9,000 in just these two weeks?!?
Jan. 28 (Bloomberg) -- More than 9,000 people have been displaced in Sudan’s Darfur region as a result of aerial bombing and fighting in the past two weeks, the United Nations said.
Sudanese government aircraft have been bombing rebel positions near the northern state capital of El-Fasher and the southern town of Muhajiriya for the past few days, the UN-led peacekeeping mission in Darfur, Unamid, said in statements. Ground battles between government forces and rebels from the Justice and Equality Movement have also taken place in both locations, it said.
“The security situation in Darfur remains tense,” Unamid said in an e-mailed statement today. “The Unamid camps in Gereda and Muhajiriya, South Darfur, continue to face an increase in the number of civilians seeking refuge as a result of recent clashes.”

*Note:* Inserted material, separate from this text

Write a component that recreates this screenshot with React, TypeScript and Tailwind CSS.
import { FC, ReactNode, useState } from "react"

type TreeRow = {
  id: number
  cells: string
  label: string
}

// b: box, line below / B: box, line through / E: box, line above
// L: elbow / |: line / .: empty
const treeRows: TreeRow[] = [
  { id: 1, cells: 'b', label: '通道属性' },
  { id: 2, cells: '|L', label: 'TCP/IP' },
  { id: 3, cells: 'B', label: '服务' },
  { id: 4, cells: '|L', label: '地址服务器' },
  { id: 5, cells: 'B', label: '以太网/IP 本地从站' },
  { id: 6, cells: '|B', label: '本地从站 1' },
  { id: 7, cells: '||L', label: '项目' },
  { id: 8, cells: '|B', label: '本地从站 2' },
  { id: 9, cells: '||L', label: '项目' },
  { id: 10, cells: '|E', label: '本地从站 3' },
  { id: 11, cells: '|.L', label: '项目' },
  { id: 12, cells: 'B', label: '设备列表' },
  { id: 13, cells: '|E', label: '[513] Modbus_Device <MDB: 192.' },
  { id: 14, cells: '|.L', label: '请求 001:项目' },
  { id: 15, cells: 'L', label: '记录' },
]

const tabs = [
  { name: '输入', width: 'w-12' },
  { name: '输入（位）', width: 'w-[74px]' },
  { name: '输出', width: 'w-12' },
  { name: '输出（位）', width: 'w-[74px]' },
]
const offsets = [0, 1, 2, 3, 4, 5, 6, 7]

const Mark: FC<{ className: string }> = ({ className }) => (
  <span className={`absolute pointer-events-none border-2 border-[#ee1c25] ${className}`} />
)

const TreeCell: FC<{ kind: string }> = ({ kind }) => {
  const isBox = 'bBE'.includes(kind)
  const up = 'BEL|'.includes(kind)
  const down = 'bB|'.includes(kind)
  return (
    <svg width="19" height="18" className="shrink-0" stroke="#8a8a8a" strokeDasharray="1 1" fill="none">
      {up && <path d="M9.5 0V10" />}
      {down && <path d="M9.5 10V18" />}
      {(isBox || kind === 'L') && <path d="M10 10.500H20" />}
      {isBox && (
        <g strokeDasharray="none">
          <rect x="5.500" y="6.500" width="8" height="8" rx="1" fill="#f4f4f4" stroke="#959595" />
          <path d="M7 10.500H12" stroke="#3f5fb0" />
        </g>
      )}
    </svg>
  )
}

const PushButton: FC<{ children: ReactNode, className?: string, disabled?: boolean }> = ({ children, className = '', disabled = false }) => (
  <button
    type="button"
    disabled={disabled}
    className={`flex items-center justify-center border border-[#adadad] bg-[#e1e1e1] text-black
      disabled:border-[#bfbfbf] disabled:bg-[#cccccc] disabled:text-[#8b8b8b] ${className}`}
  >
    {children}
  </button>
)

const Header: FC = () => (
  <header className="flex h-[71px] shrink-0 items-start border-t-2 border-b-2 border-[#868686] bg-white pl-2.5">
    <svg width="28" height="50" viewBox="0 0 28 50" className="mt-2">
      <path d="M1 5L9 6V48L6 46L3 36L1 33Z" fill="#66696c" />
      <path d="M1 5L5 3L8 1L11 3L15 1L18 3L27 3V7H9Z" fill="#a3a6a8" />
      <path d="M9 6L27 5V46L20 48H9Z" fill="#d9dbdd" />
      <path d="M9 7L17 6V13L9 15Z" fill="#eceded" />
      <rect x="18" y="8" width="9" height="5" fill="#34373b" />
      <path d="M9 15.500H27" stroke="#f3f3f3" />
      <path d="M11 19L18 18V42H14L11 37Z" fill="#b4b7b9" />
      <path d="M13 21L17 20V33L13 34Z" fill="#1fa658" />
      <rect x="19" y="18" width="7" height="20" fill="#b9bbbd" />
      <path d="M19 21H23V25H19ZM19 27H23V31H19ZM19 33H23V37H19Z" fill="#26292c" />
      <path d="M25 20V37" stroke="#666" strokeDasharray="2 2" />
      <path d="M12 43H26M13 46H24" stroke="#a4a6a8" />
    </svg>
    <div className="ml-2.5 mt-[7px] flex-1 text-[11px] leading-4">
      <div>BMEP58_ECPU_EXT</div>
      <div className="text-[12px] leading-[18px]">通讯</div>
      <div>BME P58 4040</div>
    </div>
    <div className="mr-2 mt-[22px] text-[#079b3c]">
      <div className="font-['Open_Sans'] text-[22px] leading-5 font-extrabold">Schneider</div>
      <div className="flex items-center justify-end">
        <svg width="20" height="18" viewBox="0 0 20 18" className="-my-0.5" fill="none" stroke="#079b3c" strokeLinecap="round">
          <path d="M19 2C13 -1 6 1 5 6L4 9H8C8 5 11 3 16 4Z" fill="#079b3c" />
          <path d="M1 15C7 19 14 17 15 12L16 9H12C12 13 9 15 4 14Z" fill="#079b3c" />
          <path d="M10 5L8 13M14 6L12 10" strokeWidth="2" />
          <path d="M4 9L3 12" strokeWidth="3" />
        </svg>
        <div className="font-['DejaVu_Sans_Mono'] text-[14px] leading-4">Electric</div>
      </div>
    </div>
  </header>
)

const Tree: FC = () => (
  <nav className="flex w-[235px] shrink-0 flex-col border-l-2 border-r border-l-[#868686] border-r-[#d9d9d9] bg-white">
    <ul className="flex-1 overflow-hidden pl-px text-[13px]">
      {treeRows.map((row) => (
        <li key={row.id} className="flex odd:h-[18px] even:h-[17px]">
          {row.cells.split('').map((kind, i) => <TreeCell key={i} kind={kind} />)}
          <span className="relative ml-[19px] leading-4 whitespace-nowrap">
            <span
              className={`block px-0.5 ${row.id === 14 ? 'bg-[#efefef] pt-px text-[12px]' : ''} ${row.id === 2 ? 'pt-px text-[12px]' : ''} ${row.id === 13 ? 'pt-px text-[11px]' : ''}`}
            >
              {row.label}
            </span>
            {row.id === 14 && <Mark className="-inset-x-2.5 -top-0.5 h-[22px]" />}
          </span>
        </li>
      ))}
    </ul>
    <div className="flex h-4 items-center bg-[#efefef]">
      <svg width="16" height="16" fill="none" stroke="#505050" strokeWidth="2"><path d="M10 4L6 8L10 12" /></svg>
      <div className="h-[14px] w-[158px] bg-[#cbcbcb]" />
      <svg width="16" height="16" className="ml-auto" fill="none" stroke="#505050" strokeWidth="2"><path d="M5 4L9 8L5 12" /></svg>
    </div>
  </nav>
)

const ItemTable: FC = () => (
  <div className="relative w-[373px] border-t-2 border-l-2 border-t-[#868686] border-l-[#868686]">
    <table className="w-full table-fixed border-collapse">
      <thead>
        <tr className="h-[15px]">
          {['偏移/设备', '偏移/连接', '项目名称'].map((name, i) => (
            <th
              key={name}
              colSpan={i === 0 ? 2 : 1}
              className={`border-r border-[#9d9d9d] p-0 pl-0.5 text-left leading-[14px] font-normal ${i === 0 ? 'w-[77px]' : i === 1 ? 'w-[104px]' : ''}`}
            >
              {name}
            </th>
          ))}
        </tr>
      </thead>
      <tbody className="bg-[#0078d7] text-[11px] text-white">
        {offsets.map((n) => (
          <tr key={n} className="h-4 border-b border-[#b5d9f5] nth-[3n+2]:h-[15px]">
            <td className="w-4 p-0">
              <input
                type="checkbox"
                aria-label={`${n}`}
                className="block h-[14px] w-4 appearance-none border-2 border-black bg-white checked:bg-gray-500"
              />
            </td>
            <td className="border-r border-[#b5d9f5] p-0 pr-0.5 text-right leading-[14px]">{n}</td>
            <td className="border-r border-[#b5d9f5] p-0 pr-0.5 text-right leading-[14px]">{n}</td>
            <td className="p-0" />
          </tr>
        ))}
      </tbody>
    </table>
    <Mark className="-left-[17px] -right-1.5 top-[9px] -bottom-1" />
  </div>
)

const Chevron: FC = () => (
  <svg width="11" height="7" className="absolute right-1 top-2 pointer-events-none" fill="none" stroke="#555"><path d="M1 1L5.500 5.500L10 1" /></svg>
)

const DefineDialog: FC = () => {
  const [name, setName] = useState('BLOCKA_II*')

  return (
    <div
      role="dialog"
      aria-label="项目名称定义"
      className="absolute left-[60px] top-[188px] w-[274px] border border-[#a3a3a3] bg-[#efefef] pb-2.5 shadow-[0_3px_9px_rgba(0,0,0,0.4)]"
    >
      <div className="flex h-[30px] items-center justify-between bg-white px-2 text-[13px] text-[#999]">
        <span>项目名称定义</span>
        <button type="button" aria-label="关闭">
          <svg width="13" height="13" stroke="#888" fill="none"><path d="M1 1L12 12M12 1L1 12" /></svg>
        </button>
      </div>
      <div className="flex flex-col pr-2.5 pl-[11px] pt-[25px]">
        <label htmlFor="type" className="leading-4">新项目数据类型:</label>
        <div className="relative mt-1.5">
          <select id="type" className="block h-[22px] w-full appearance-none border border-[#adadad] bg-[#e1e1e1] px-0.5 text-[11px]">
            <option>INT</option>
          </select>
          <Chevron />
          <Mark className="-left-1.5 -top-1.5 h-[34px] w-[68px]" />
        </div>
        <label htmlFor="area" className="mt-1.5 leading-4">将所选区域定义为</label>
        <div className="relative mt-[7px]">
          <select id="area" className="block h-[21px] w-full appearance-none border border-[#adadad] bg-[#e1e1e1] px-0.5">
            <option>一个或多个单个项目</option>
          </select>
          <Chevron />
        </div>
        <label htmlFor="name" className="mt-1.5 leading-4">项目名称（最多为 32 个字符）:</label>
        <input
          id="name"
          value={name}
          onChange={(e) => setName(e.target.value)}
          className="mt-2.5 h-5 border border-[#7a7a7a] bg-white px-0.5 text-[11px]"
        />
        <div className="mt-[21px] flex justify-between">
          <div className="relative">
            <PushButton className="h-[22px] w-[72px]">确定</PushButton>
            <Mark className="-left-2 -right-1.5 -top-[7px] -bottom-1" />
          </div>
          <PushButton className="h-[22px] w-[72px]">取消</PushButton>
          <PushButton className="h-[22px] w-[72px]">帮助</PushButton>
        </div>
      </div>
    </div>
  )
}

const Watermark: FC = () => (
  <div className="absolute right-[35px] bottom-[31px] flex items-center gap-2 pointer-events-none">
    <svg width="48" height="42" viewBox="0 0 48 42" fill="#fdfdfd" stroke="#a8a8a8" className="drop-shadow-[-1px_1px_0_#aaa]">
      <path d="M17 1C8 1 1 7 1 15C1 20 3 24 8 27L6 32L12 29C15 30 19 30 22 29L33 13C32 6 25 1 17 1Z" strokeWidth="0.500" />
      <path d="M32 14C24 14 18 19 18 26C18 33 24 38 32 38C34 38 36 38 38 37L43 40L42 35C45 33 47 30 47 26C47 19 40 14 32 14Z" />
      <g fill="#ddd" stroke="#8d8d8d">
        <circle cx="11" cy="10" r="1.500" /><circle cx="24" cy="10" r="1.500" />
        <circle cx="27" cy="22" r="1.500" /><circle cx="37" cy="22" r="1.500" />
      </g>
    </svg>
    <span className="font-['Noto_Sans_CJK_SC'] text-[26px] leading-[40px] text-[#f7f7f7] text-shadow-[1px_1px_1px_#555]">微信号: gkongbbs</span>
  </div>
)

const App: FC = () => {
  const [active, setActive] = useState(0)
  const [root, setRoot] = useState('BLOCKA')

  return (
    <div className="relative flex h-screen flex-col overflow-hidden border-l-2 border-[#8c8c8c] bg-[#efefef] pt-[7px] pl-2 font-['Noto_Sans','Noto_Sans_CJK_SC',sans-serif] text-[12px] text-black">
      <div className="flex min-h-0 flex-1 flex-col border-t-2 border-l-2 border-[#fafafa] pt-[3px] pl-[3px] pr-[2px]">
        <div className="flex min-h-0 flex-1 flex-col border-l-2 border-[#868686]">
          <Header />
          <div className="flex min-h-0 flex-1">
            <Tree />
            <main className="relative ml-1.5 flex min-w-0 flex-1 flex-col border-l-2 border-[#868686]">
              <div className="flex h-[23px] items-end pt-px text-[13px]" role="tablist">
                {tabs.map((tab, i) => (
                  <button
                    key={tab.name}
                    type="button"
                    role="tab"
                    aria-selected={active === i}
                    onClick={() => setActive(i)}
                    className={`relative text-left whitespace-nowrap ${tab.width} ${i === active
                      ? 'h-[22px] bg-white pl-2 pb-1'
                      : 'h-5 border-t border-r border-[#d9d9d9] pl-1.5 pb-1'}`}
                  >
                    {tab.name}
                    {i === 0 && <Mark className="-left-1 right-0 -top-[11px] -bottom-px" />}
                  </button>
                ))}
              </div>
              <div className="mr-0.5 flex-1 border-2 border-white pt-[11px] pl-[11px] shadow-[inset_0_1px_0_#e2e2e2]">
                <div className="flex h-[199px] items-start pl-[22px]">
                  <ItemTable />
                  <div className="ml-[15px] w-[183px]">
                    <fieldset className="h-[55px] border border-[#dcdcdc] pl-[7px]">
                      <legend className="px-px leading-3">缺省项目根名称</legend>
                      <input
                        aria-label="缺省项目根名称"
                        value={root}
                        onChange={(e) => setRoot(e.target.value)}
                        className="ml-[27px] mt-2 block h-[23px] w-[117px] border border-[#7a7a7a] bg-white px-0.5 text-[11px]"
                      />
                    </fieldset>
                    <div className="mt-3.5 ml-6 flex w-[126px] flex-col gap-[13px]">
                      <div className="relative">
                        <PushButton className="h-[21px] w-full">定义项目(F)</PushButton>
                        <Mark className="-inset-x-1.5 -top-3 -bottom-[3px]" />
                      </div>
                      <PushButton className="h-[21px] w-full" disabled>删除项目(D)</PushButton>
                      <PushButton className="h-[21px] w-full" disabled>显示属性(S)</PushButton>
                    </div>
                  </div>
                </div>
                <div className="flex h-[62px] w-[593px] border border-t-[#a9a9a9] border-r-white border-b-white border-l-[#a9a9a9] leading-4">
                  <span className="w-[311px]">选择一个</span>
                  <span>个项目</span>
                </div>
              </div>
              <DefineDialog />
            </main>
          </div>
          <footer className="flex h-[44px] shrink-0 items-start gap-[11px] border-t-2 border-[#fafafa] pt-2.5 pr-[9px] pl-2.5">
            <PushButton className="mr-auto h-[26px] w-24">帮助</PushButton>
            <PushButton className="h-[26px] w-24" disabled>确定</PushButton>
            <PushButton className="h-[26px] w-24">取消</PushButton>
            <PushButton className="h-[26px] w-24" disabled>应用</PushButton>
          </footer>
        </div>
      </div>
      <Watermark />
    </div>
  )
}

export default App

The UN says that as many as 300,000 people have died in the region in the past six years, mainly through disease and malnutrition, while violence has forced 3 million more to flee their homes. The government puts the death toll at about 10,000.

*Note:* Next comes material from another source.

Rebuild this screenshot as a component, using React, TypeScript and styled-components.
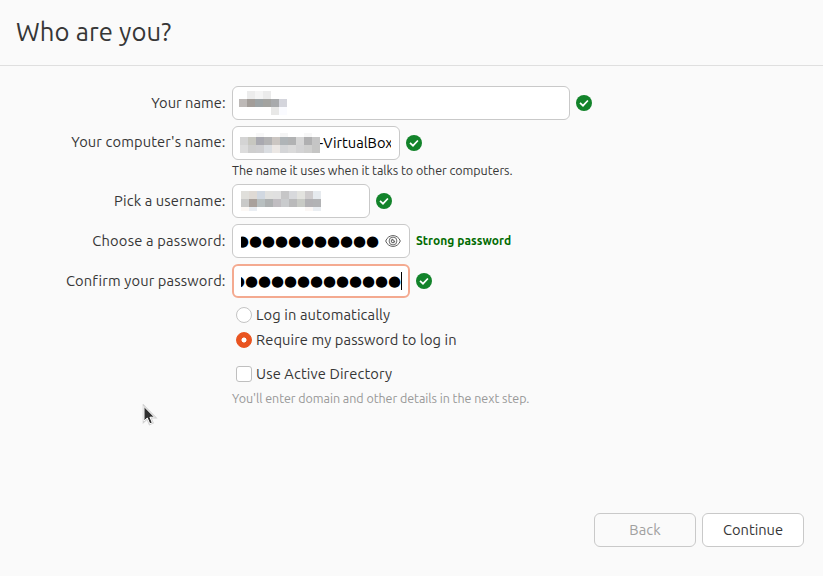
import React from "react";
import styled, { createGlobalStyle } from "styled-components";

const GlobalStyle = createGlobalStyle`
  * { box-sizing: border-box; }
  body { margin: 0; background: #fafafa; }
`;

const Window = styled.main`
  position: relative;
  display: flex;
  flex-direction: column;
  width: 823px;
  height: 576px;
  overflow: hidden;
  background: #fafafa;
  color: #363636;
  font: 14.67px/20px "Ubuntu", "Noto Sans", sans-serif;
  white-space: nowrap;
`;

const Header = styled.header`
  height: 66px;
  flex: none;
  padding: 16px 16px 0;
  border-bottom: 1px solid #dfdfdf;
`;

const Title = styled.h1`
  margin: 0;
  font-size: 25.67px;
  line-height: 32px;
  font-weight: 400;
  letter-spacing: 0.1px;
`;

const Form = styled.form`
  display: flex;
  flex-direction: column;
  gap: 6px;
  padding-top: 20px;
`;

const Row = styled.div`
  display: grid;
  grid-template-columns: 226px auto;
  column-gap: 6px;
`;

const Label = styled.label<{ $track: number; $lineHeight?: number }>`
  height: 34px;
  line-height: ${(p) => p.$lineHeight ?? 34}px;
  padding-right: 0.4px;
  text-align: right;
  letter-spacing: ${(p) => p.$track}px;
`;

const FieldLine = styled.div`
  display: flex;
  align-items: center;
  gap: 6px;
  height: 34px;
`;

const Field = styled.div<{ $width: number; $focused?: boolean }>`
  display: flex;
  align-items: center;
  width: ${(p) => p.$width}px;
  height: 34px;
  padding: 0 ${(p) => (p.$focused ? 6 : 8)}px 0 ${(p) => (p.$focused ? 7 : 8)}px;
  border: ${(p) => (p.$focused ? "2px solid #f4aa90" : "1px solid #c9c9c9")};
  border-radius: 6px;
  background: #fff;
  color: #000;
  overflow: hidden;
`;

const Hint = styled.p<{ $muted?: boolean }>`
  margin: ${(p) => (p.$muted ? "8px 0 0" : "2px 0 0")};
  height: 16px;
  font-size: 12.5px;
  line-height: 17px;
  letter-spacing: ${(p) => (p.$muted ? -0.05 : -0.04)}px;
  color: ${(p) => (p.$muted ? "#989898" : "#363636")};
`;

const Mosaic = styled.div<{ $columns: number; $rows: string; $offset?: number }>`
  display: grid;
  flex: none;
  grid-template-columns: repeat(${(p) => p.$columns}, 8px);
  grid-template-rows: ${(p) => p.$rows};
  margin-left: ${(p) => p.$offset ?? 0}px;
`;

const Cell = styled.i<{ $color: string }>`
  background: ${(p) => p.$color};
`;

const HostClip = styled.span`
  flex: 1;
  overflow: hidden;
  line-height: 24px;
  text-indent: -1px;
`;

const DotsClip = styled.div<{ $width: number }>`
  display: flex;
  justify-content: flex-end;
  flex: none;
  width: ${(p) => p.$width}px;
  height: 24px;
  overflow: hidden;
`;

const Dots = styled.span`
  flex: none;
  font: 15px/24px "DejaVu Sans", sans-serif;
  letter-spacing: -0.09px;
`;

const Caret = styled.i`
  width: 1px;
  height: 18px;
  flex: none;
  background: #000;
`;

const Strength = styled.strong`
  font-size: 12px;
  letter-spacing: 0.04px;
  color: #006a00;
`;

const EyeIcon = styled.svg`
  width: 16px;
  height: 14px;
  flex: none;
  margin-left: 6px;
`;

const Badge = styled.svg`
  width: 16px;
  height: 16px;
  flex: none;
`;

const Options = styled.div`
  padding: 3px 0 0 232px;
`;

const Option = styled.label<{ $track: number; $top?: number }>`
  display: flex;
  align-items: center;
  gap: 4px;
  height: 16px;
  margin: ${(p) => p.$top ?? 0}px 0 0 4px;
  letter-spacing: ${(p) => p.$track}px;
`;

const Radio = styled.span<{ $checked?: boolean }>`
  width: 16px;
  height: 16px;
  border-radius: 50%;
  border: 1px solid ${(p) => (p.$checked ? "#e95420" : "#c4c4c4")};
  background: ${(p) =>
    p.$checked ? "radial-gradient(circle, #fff 2.1px, #e95420 2.9px)" : "#fff"};
  background-origin: border-box;
`;

const Checkbox = styled.span`
  width: 16px;
  height: 16px;
  border-radius: 3px;
  border: 1px solid #bfbfbf;
  background: #fff;
`;

const Footer = styled.footer`
  display: flex;
  justify-content: flex-end;
  gap: 6px;
  margin-top: auto;
  padding: 0 19px 29px 0;
`;

const Button = styled.button<{ $track: number }>`
  width: 102px;
  height: 34px;
  padding: 0;
  border: 1px solid #c9c9c9;
  border-radius: 6px;
  background: #fff;
  color: #363636;
  font: inherit;
  letter-spacing: ${(p) => p.$track}px;
  &:disabled { background: #fafafa; color: #a0a0a0; }
`;

const Pointer = styled.svg`
  position: absolute;
  left: 142px;
  top: 404px;
  width: 16px;
  height: 24px;
`;

const Valid = () => (
  <Badge viewBox="0 0 16 16">
    <circle cx="8" cy="8" r="8" fill="#12832a" />
    <path d="M4 7.8 7 10.7 11.9 5.5" fill="none" stroke="#fff" strokeWidth="1.7" />
  </Badge>
);

const Eye = () => (
  <EyeIcon viewBox="0 0 16 14" fill="none" stroke="#5c5c5c">
    <path d="M.7 7C3.2-.2 12.8-.2 15.3 7 12.8 14.2 3.2 14.2.7 7Z" strokeWidth="1" />
    <circle cx="8" cy="7" r="3.9" strokeWidth="0.9" />
    <path d="M8 5.2A1.8 1.8 0 1 0 9.8 7H8Z" strokeWidth="1" />
  </EyeIcon>
);

const nameCells = [
  "#fff", "#ececec", "#f4f4f4", "#ebebeb", "#fff", "#fff",
  "#bdb9b7", "#a29d99", "#9da3a5", "#a3a3a0", "#a8aaac", "#d4d5dc",
  "#fff", "#fff", "#fff", "#fff", "#e8e8e7", "#fafbff",
];
const hostCells = [
  "#fff", "#fff", "#f8f8f8", "#fff", "#fff", "#f5f5f5", "#fff", "#fff", "#f7f7f7", "#fff",
  "#d4d4d4", "#c7c7c0", "#a9a9b0", "#b3b3b4", "#cbc6c2", "#afb4b7", "#b1b2b3", "#d5d5d5", "#b0b0b1", "#c5c5c5",
  "#dcdcdc", "#cecece", "#cfcfd1", "#dadde1", "#ebe7e4", "#d4d5d7", "#dadada", "#d3d3d4", "#cfcfce", "#c5c5c4",
];
const userCells = [
  "#e0dfdb", "#dfdad5", "#d1d8e1", "#e1e1df", "#e0e0e0", "#c6c6c7", "#d8d9dc", "#e3e3df", "#cfcccd", "#e6eaee",
  "#c9c9c8", "#a9a19c", "#b8bfc0", "#adb0b1", "#c0bdc1", "#c9cbcd", "#bababb", "#c8cac5", "#b2b1b4", "#b2b3b5",
  "#fcf8f5", "#eaeef3", "#fff", "#fff", "#fff", "#fff", "#fff", "#fff", "#fbf7f5", "#eaeef2",
];

const cells = (colors: string[]) => colors.map((color, i) => <Cell key={i} $color={color} />);

export default function App() {
  return (
    <Window>
      <GlobalStyle />
      <Header>
        <Title>Who are you?</Title>
      </Header>
      <Form>
        <Row>
          <Label $track={0.05}>Your name:</Label>
          <FieldLine>
            <Field $width={338}>
              <Mosaic $columns={6} $rows="8px 8px 8px" $offset={-2}>{cells(nameCells)}</Mosaic>
            </Field>
            <Valid />
          </FieldLine>
        </Row>
        <Row>
          <Label $track={0.14} $lineHeight={32}>Your computer's name:</Label>
          <div>
            <FieldLine>
              <Field $width={168}>
                <Mosaic $columns={10} $rows="4px 8px 8px" $offset={-1}>{cells(hostCells)}</Mosaic>
                <HostClip>-VirtualBox</HostClip>
              </Field>
              <Valid />
            </FieldLine>
            <Hint>The name it uses when it talks to other computers.</Hint>
          </div>
        </Row>
        <Row>
          <Label $track={0.13}>Pick a username:</Label>
          <FieldLine>
            <Field $width={138}>
              <Mosaic $columns={10} $rows="8px 8px 4px">{cells(userCells)}</Mosaic>
            </Field>
            <Valid />
          </FieldLine>
        </Row>
        <Row>
          <Label $track={0.2}>Choose a password:</Label>
          <FieldLine>
            <Field $width={178}>
              <DotsClip $width={138}><Dots>●●●●●●●●●●●●</Dots></DotsClip>
              <Eye />
            </Field>
            <Strength>Strong password</Strength>
          </FieldLine>
        </Row>
        <Row>
          <Label $track={0.14}>Confirm your password:</Label>
          <FieldLine>
            <Field $width={178} $focused>
              <DotsClip $width={160}><Dots>●●●●●●●●●●●●●●</Dots></DotsClip>
              <Caret />
            </Field>
            <Valid />
          </FieldLine>
        </Row>
        <Options>
          <Option $track={0.12}><Radio />Log in automatically</Option>
          <Option $track={0.1} $top={9}><Radio $checked />Require my password to log in</Option>
          <Option $track={0.13} $top={18}><Checkbox />Use Active Directory</Option>
          <Hint $muted>You'll enter domain and other details in the next step.</Hint>
        </Options>
      </Form>
      <Footer>
        <Button $track={0.1} disabled>Back</Button>
        <Button $track={0}>Continue</Button>
      </Footer>
      <Pointer viewBox="0 0 16 24">
        <path d="M2 2.5V17L5.3 14 7.8 19.8 10.3 18.7 7.9 13.2H12.5Z" fill="#2f2f2f" stroke="#d2d2d2" strokeWidth="2.6" />
        <path d="M2 2.5V17L5.3 14 7.8 19.8 10.3 18.7 7.9 13.2H12.5Z" fill="#2f2f2f" stroke="#fff" strokeWidth="1" />
      </Pointer>
    </Window>
  );
}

In the town of Muhajiriya, 3,000 people have gathered around the peacekeeping base seeking shelter and protection, Unamid said in an e-mailed statement yesterday. About 2,000 people fled their homes and have arrived in El-Fasher and in other places along the border between North and South Darfur states, according to Zeljko Nikolich of the UN Office for the Coordination of Humanitarian Affairs. Another 4,000 are on their way, he said by phone from El-Fasher yesterday. Nikolich said OCHA received the figures in reports that could not be verified.
Gained Territory
JEM claims to have made gains in the Darfur area since a battle in Muhajiriya on Jan. 15, after a battle which dislodged a faction of the Sudan Liberation Army led by Minni Minnawi.